The hearing mechanism is an amazingly intricate system. Sound is generated by a source that sends out air pressure waves.

These pressure waves reach the eardrum, or tympanic membrane, which vibrates at a rate and magnitude proportional to the nature of the waves.

The tympanic membrane transforms this vibration into mechanical energy in the middle ear, which in turn converts it to hydraulic energy in the fluid of the inner ear.

The hydraulic energy stimulates the sensory cells of the inner ear, which send electrical impulses to the auditory nerve, brainstem, and cortex.

But the passive reception of auditory information is only the beginning.

The listener brings to bear upon these acoustic waves attention to the sound, differentiation of the sound from background noise, and experience with similar sounds.

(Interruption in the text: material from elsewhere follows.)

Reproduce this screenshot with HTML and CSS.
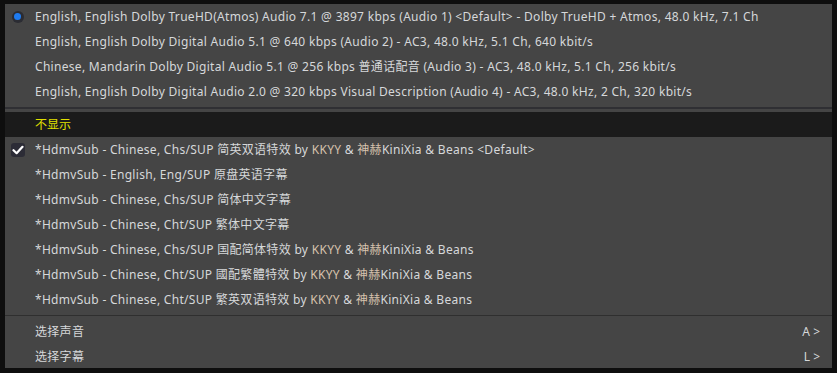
FILE: index.html
```html
<!DOCTYPE html>
<html lang="zh">
<head>
<meta charset="utf-8">
<link rel="stylesheet" href="styles.css">
</head>
<body>
<div class="menu">
  <div class="row"><span class="icon"><span class="radio"><span class="dot"></span></span></span><span class="label">English, English Dolby TrueHD(Atmos) Audio 7.1 @ 3897 kbps (Audio 1) &lt;Default&gt; - Dolby TrueHD + Atmos, 48.0 kHz, 7.1 Ch</span></div>
  <div class="row"><span class="icon"></span><span class="label">English, English Dolby Digital Audio 5.1 @ 640 kbps (Audio 2) - AC3, 48.0 kHz, 5.1 Ch, 640 kbit/s</span></div>
  <div class="row"><span class="icon"></span><span class="label">Chinese, Mandarin Dolby Digital Audio 5.1 @ 256 kbps 普通话配音 (Audio 3) - AC3, 48.0 kHz, 5.1 Ch, 256 kbit/s</span></div>
  <div class="row"><span class="icon"></span><span class="label">English, English Dolby Digital Audio 2.0 @ 320 kbps Visual Description (Audio 4) - AC3, 48.0 kHz, 2 Ch, 320 kbit/s</span></div>
  <div class="sep sep-top"></div>
  <div class="row active"><span class="icon"></span><span class="label">不显示</span></div>
  <div class="row"><span class="icon"><span class="check"><svg width="12" height="10" viewBox="0 0 12 10"><path d="M1.5 5.2 L4.6 8.2 L10.5 1.8" fill="none" stroke="#ffffff" stroke-width="2.2" stroke-linecap="round" stroke-linejoin="round"/></svg></span></span><span class="label">*HdmvSub - Chinese, Chs/SUP 简英双语特效 by <span class="warm">KKYY</span> &amp; <span class="warm">神赫</span>KiniXia &amp; Beans &lt;Default&gt;</span></div>
  <div class="row"><span class="icon"></span><span class="label">*HdmvSub - English, Eng/SUP 原盘英语字幕</span></div>
  <div class="row"><span class="icon"></span><span class="label">*HdmvSub - Chinese, Chs/SUP 简体中文字幕</span></div>
  <div class="row"><span class="icon"></span><span class="label">*HdmvSub - Chinese, Cht/SUP 繁体中文字幕</span></div>
  <div class="row"><span class="icon"></span><span class="label">*HdmvSub - Chinese, Chs/SUP 国配简体特效 by <span class="warm">KKYY</span> &amp; <span class="warm">神赫</span>KiniXia &amp; Beans</span></div>
  <div class="row"><span class="icon"></span><span class="label">*HdmvSub - Chinese, Cht/SUP 國配繁體特效 by <span class="warm">KKYY</span> &amp; <span class="warm">神赫</span>KiniXia &amp; Beans</span></div>
  <div class="row"><span class="icon"></span><span class="label">*HdmvSub - Chinese, Cht/SUP 繁英双语特效 by <span class="warm">KKYY</span> &amp; <span class="warm">神赫</span>KiniXia &amp; Beans</span></div>
  <div class="sep sep-bottom"></div>
  <div class="row"><span class="icon"></span><span class="label">选择声音</span><span class="key">A &gt;</span></div>
  <div class="row"><span class="icon"></span><span class="label">选择字幕</span><span class="key">L &gt;</span></div>
</div>
</body>
</html>
```
FILE: styles.css
```css
html, body {
  margin: 0;
  padding: 0;
  background: #0e0e0e;
  width: 837px;
  height: 373px;
  overflow: hidden;
}
body {
  padding: 4px 0 0 5px;
  box-sizing: border-box;
  font-family: "Noto Sans", "Noto Sans CJK SC", sans-serif;
  font-size: 12px;
}
.menu {
  width: 827px;
  height: 364px;
  background: #454545;
  display: flex;
  flex-direction: column;
}
.row {
  height: 25px;
  display: flex;
  align-items: center;
  color: #d6d8da;
  white-space: nowrap;
}
.icon {
  width: 30px;
  flex: none;
  display: flex;
  align-items: center;
  justify-content: center;
  padding-right: 5px;
  box-sizing: border-box;
}
.label {
  flex: 1;
  line-height: 25px;
  letter-spacing: 0.3px;
}
.warm {
  color: #d6c2ad;
}
.radio {
  width: 12px;
  height: 12px;
  border-radius: 50%;
  background: #2b2c33;
  display: flex;
  align-items: center;
  justify-content: center;
}
.dot {
  width: 7px;
  height: 7px;
  border-radius: 50%;
  background: #1e7bf0;
}
.check {
  width: 14px;
  height: 14px;
  border-radius: 3px;
  background: #2c2c36;
  display: flex;
  align-items: center;
  justify-content: center;
}
.active {
  background: #1b1b1b;
}
.active .label {
  color: #e2e000;
  letter-spacing: 0;
}
.sep {
  flex: none;
}
.sep-top {
  height: 8px;
  background: linear-gradient(#454545 0 3px, #2f2f33 3px 5px, #454545 5px);
}
.sep-bottom {
  height: 7px;
  background: linear-gradient(#454545 0 3px, #2f2f2f 3px 4px, #454545 4px);
}
.key {
  width: 40px;
  flex: none;
  text-align: right;
  padding-right: 12px;
  color: #d6d8da;
}
```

The listener then puts all of these aspects of audition into the context of the moment to identify the nature of a sound.


That simple sounds can be identified is testimony to the exquisite sensitivity of the auditory system.

Now imagine the intricacy of identifying numerous sounds that have been molded together to create speech.

These sounds of speech are made up of pressure waves that by themselves carry no meaning.

When they are put together in a certain order and processed by a normally functioning auditory system, they take on the characteristics of speech, which is then processed further to reveal the meaning of what has been said.